18/8/2016


   He leído Una espina en la carne de Lola López Mondéjar. El subtítulo de este libro, “Psicoanálisis y creatividad”, me atrajo, pero lo que me convenció para comprarlo fue que hay un largo capítulo dedicado al estudio psicoanalítico de la narradora brasileña Clarice Lispector y otro de la misma longitud que trata las novelas de la caribeña Jean Rhys —para mí desconocida; ahora deseo leer su Ancho mar de los Sargazos o su autobiografía Una sonrisa, por favor—. Ese fue mi anzuelo. Después, a gastar lápiz desde la primera página, ya que si algo destaca en Una espina en la carne es la capacidad de la autora para convocar citas y ejemplificar con maestría y precisión el desarrollo de sus argumentos.
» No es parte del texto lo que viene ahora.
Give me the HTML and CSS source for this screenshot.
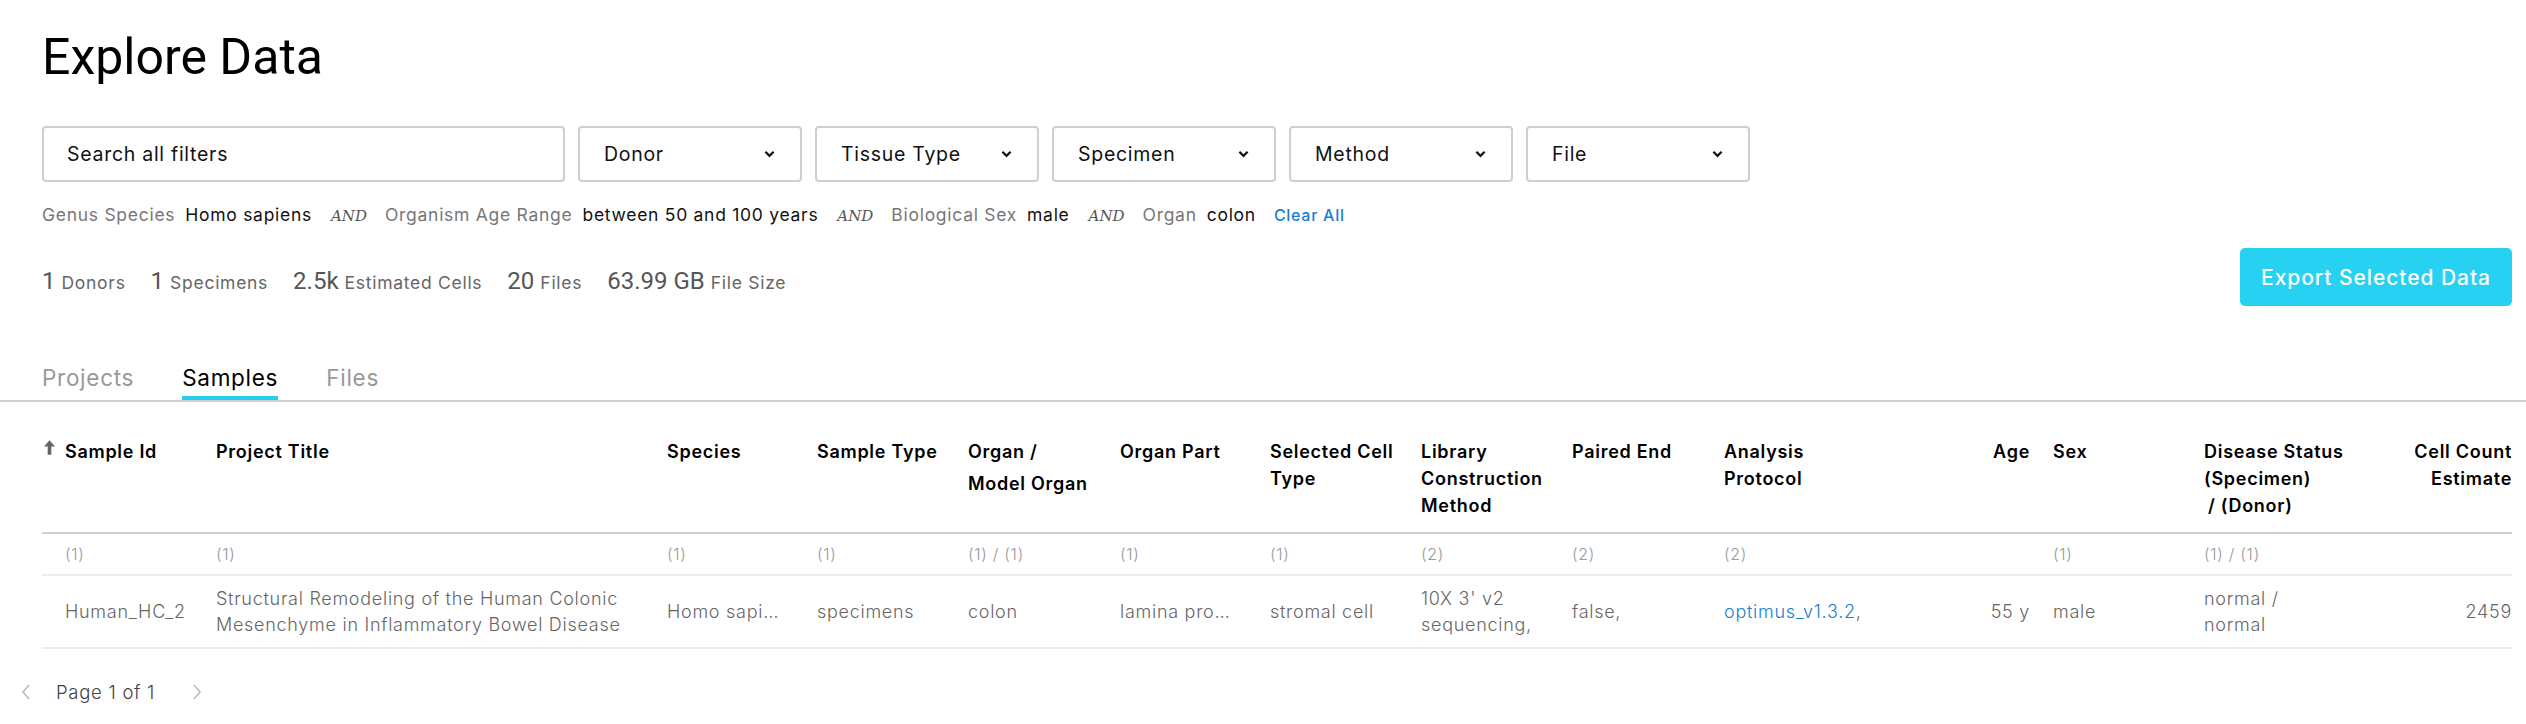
FILE: index.html
```html
<!DOCTYPE html>
<html lang="en">
<head>
<meta charset="utf-8">
<title>Explore Data</title>
<link rel="stylesheet" href="styles.css">
</head>
<body>
<div class="page">
  <h1 class="title">Explore Data</h1>

  <div class="filters">
    <div class="search">Search all filters</div>
    <div class="dropdown"><span>Donor</span><svg class="chev" viewBox="0 0 12 8"><polyline points="1.5,1.5 6,6 10.5,1.5"/></svg></div>
    <div class="dropdown"><span>Tissue Type</span><svg class="chev" viewBox="0 0 12 8"><polyline points="1.5,1.5 6,6 10.5,1.5"/></svg></div>
    <div class="dropdown"><span>Specimen</span><svg class="chev" viewBox="0 0 12 8"><polyline points="1.5,1.5 6,6 10.5,1.5"/></svg></div>
    <div class="dropdown"><span>Method</span><svg class="chev" viewBox="0 0 12 8"><polyline points="1.5,1.5 6,6 10.5,1.5"/></svg></div>
    <div class="dropdown"><span>File</span><svg class="chev" viewBox="0 0 12 8"><polyline points="1.5,1.5 6,6 10.5,1.5"/></svg></div>
  </div>

  <div class="chips">
    <span class="chip-label">Genus Species</span><span class="chip-value">Homo sapiens</span>
    <span class="and">AND</span>
    <span class="chip-label">Organism Age Range</span><span class="chip-value">between 50 and 100 years</span>
    <span class="and">AND</span>
    <span class="chip-label">Biological Sex</span><span class="chip-value">male</span>
    <span class="and">AND</span>
    <span class="chip-label">Organ</span><span class="chip-value">colon</span>
    <a class="clear" href="#">Clear All</a>
  </div>

  <div class="summary">
    <div class="stats">
      <span class="stat"><span class="num">1</span><span class="lbl">Donors</span></span>
      <span class="stat"><span class="num">1</span><span class="lbl">Specimens</span></span>
      <span class="stat"><span class="num">2.5k</span><span class="lbl">Estimated Cells</span></span>
      <span class="stat"><span class="num">20</span><span class="lbl">Files</span></span>
      <span class="stat"><span class="num">63.99 GB</span><span class="lbl">File Size</span></span>
    </div>
    <button class="export">Export Selected Data</button>
  </div>

  <div class="tabs">
    <span class="tab">Projects</span>
    <span class="tab active">Samples</span>
    <span class="tab">Files</span>
  </div>

  <div class="table">
    <div class="row head">
      <div class="cell sorted"><svg class="sort" viewBox="0 0 12 16"><path d="M6 0 L12 7 L8 7 L8 16 L4 16 L4 7 L0 7 Z"/></svg>Sample Id</div>
      <div class="cell">Project Title</div>
      <div class="cell">Species</div>
      <div class="cell">Sample Type</div>
      <div class="cell"><div>Organ /</div><div class="sub">Model Organ</div></div>
      <div class="cell">Organ Part</div>
      <div class="cell">Selected Cell Type</div>
      <div class="cell">Library Construction Method</div>
      <div class="cell">Paired End</div>
      <div class="cell">Analysis Protocol</div>
      <div class="cell right">Age</div>
      <div class="cell">Sex</div>
      <div class="cell"><div>Disease Status (Specimen)</div><div class="donor">/ (Donor)</div></div>
      <div class="cell right">Cell Count Estimate</div>
    </div>

    <div class="row counts">
      <div class="cell">(1)</div>
      <div class="cell">(1)</div>
      <div class="cell">(1)</div>
      <div class="cell">(1)</div>
      <div class="cell">(1) / (1)</div>
      <div class="cell">(1)</div>
      <div class="cell">(1)</div>
      <div class="cell">(2)</div>
      <div class="cell">(2)</div>
      <div class="cell">(2)</div>
      <div class="cell right"></div>
      <div class="cell">(1)</div>
      <div class="cell">(1) / (1)</div>
      <div class="cell right"></div>
    </div>

    <div class="row data">
      <div class="cell">Human_HC_2</div>
      <div class="cell">Structural Remodeling of the Human Colonic Mesenchyme in Inflammatory Bowel Disease</div>
      <div class="cell"><span class="ellip">Homo sapiens</span></div>
      <div class="cell">specimens</div>
      <div class="cell">colon</div>
      <div class="cell"><span class="ellip">lamina propria</span></div>
      <div class="cell">stromal cell</div>
      <div class="cell">10X 3' v2<br>sequencing,</div>
      <div class="cell">false,</div>
      <div class="cell"><a class="link" href="#">optimus_v1.3.2</a>,</div>
      <div class="cell right">55 y</div>
      <div class="cell">male</div>
      <div class="cell">normal /<br>normal</div>
      <div class="cell right">2459</div>
    </div>
  </div>
</div>

<div class="pager">
  <svg class="pg" viewBox="0 0 12 18"><polyline points="9,2 3,9 9,16"/></svg>
  <span class="pg-text">Page 1 of 1</span>
  <svg class="pg" viewBox="0 0 12 18"><polyline points="3,2 9,9 3,16"/></svg>
</div>
</body>
</html>
```

FILE: styles.css
```css
* { box-sizing: border-box; }

body {
  margin: 0;
  background: #fff;
  font-family: Inter, "Open Sans", sans-serif;
  color: #000;
  letter-spacing: 0.045em;
}

.page {
  padding: 0 14px 0 42px;
}

.title {
  margin: 0;
  padding-top: 27px;
  font-family: Roboto, "Liberation Sans", sans-serif;
  font-weight: 400;
  font-size: 50px;
  line-height: 60px;
  letter-spacing: 0;
  color: #000;
}

/* filter bar */
.filters {
  display: flex;
  gap: 13px;
  margin-top: 39px;
  height: 56px;
}

.search,
.dropdown {
  height: 56px;
  border: 2px solid #cfcfcf;
  border-radius: 4px;
  font-size: 19.5px;
  display: flex;
  align-items: center;
  color: #111;
}

.search {
  width: 523px;
  padding-left: 23px;
}

.dropdown {
  width: 224px;
  padding: 0 25px 0 24px;
  justify-content: space-between;
}

.chev {
  width: 11px;
  height: 8px;
  fill: none;
  stroke: #111;
  stroke-width: 2.4;
}

/* chips */
.chips {
  display: flex;
  align-items: baseline;
  margin-top: 20px;
  height: 26px;
  font-size: 17.5px;
  line-height: 26px;
}

.chip-label {
  color: #777;
  margin-right: 10px;
}

.chip-value {
  color: #111;
}

.and {
  font-family: "DejaVu Serif", "Liberation Serif", serif;
  font-style: italic;
  font-size: 15px;
  color: #555;
  letter-spacing: 0;
  margin: 0 18px 0 19px;
}

.clear {
  margin-left: 18px;
  font-size: 16px;
  color: #1c7cd5;
  text-decoration: none;
  font-weight: 500;
}

/* summary */
.summary {
  display: flex;
  justify-content: space-between;
  align-items: center;
  margin-top: 20px;
  height: 58px;
}

.stats {
  display: flex;
  gap: 25px;
  padding-top: 8px;
  align-items: baseline;
}

.stat {
  display: flex;
  align-items: baseline;
  gap: 6px;
}

.num {
  font-family: Roboto, "Liberation Sans", sans-serif;
  font-size: 24px;
  color: #555;
  letter-spacing: 0;
}

.lbl {
  font-size: 17.5px;
  color: #666;
}

.export {
  width: 272px;
  height: 58px;
  border: none;
  border-radius: 5px;
  background: #27d1f2;
  color: #fff;
  font-family: Inter, "Open Sans", sans-serif;
  font-size: 21px;
  font-weight: 500;
  letter-spacing: 0.045em;
}

/* tabs */
.tabs {
  display: flex;
  gap: 48px;
  margin: 60px -14px 0 -42px;
  padding-left: 42px;
  border-bottom: 2px solid #cfcfcf;
}

.tab {
  font-size: 22.5px;
  line-height: 24px;
  padding-bottom: 6px;
  border-bottom: 4px solid transparent;
  color: #999;
}

.tab.active {
  color: #000;
  border-bottom-color: #27cdef;
}

/* table */
.table {
  margin-top: 36px;
}

.row {
  display: grid;
  grid-template-columns: 151px 451px 150px 151px 152px 150px 151px 151px 152px 151px 178px 151px 200px 131px;
}

.cell {
  padding-left: 23px;
  min-width: 0;
}

.cell.right {
  text-align: right;
}

.head {
  border-bottom: 2px solid #cfcfcf;
  padding-bottom: 13px;
  font-size: 18px;
  font-weight: 600;
  line-height: 27px;
}

.head .sorted {
  position: relative;
}

.sort {
  position: absolute;
  left: 2px;
  top: 2px;
  width: 11px;
  height: 15px;
  fill: #666;
}

.head .sub {
  margin-top: 5px;
}

.head .donor {
  padding-left: 4px;
}

.counts {
  height: 42px;
  align-items: center;
  border-bottom: 2px solid #ececec;
  font-size: 16px;
  font-weight: 300;
  color: #999;
}

.data {
  height: 73px;
  align-items: center;
  border-bottom: 2px solid #ececec;
  font-size: 18px;
  font-weight: 300;
  line-height: 26px;
  color: #666;
}

.ellip {
  display: block;
  overflow: hidden;
  white-space: nowrap;
  text-overflow: ellipsis;
  padding-right: 14px;
}

.link {
  color: #1c7cd5;
  text-decoration: none;
}

/* pager */
.pager {
  display: flex;
  align-items: center;
  margin-top: 30px;
  padding-left: 20px;
  height: 26px;
}

.pg {
  width: 12px;
  height: 18px;
  fill: none;
  stroke: #bbb;
  stroke-width: 1.6;
}

.pg-text {
  font-size: 18.5px;
  font-weight: 300;
  color: #444;
  margin: 0 36px 0 24px;
}
```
   Aunque hay ciertas páginas de disertación alambicada, como cuando se le saca jugo a Lacan o a Foucault, ha sido de mucho interés conocer, reforzar y profundizar conceptos como el complejo de Adán de los escritores, el de la madre muerta, el factor Munchausen, la neogénesis, el homo sacer, la función autor, su intimidad, lo traumático en Beckett o Canetti, el abismo donde escarba para sus cuadros el artista Ángel Haro, el exhibicionismo en casos como el de Anaïs Nin o Angélica Liddell, el sufrimiento de Joan Didion, Franca Rame, Balzac o Alice Munro, la identidad en José Donoso o la delgada línea entre la necesidad de la apreciación social y el narcisismo poniendo sobre la mesa las problemáticas de David Foster Wallace y John Kennedy Toole.
   Mi capítulo favorito es el último, titulado “La escritura calva”, el más ficticio y, paradójicamente, el más testimonial, toda una poética sobre el frío ensueño de la desnudez como última vía de la escritura a partir de un diagnóstico de cáncer narrado en tercera persona. Copio un fragmento:

   A medida que se acostumbró a verse así —tan desnuda que no permitió que nadie la viese sin su peluca, como si su cráneo blanco mostrase algo íntimo y secreto que era preciso ocultar—, llegó hasta a encontrarse hermosa. […] Pensó en las monjas y en las mujeres árabes. Pensó en la aversión del primer catolicismo hacia el cabello abundante de las mujeres, identificado como símbolo de exuberancia vital y sexual.
   El cráneo a la intemperie, lejos de mostrar la vulnerabilidad esperada, se le antojaba lleno de fuerza. Concluyó que es a los hombres a quienes no les gustan las mujeres calvas. Quizás no las vean femeninas, quizás su idea de la feminidad se emparenta con lo absolutamente distinto a ellos, y una mujer calva sea una mujer hombruna, con un cráneo tan despojado como el de la mayoría de los varones.
   […]
   El pelo largo se le antojaba un disfraz, una mentira. En realidad, pensó que nadie sabía quién era ella porque nadie la había visto sin pelo. Ésa era la verdad. Así de simple. Su yo más íntimo estaba ahí, bajo la mano que sigue acariciando su cráneo casi desnudo, disfrutando de esa sensación extraña de rozarlo tan cerca de su cerebro. Ella, más que su pelo largo, se dice, es su cerebro, y este se encuentra debajo de su mano, cubierto por ese escaso centímetro y medio de cabello y de huesos. Ahí está su identidad. Pero nadie la conoce.
   […]
   Escribir calva. Escribir desnuda.
   Decir, el mundo está ahí afuera y me es ajeno. Aunque amo.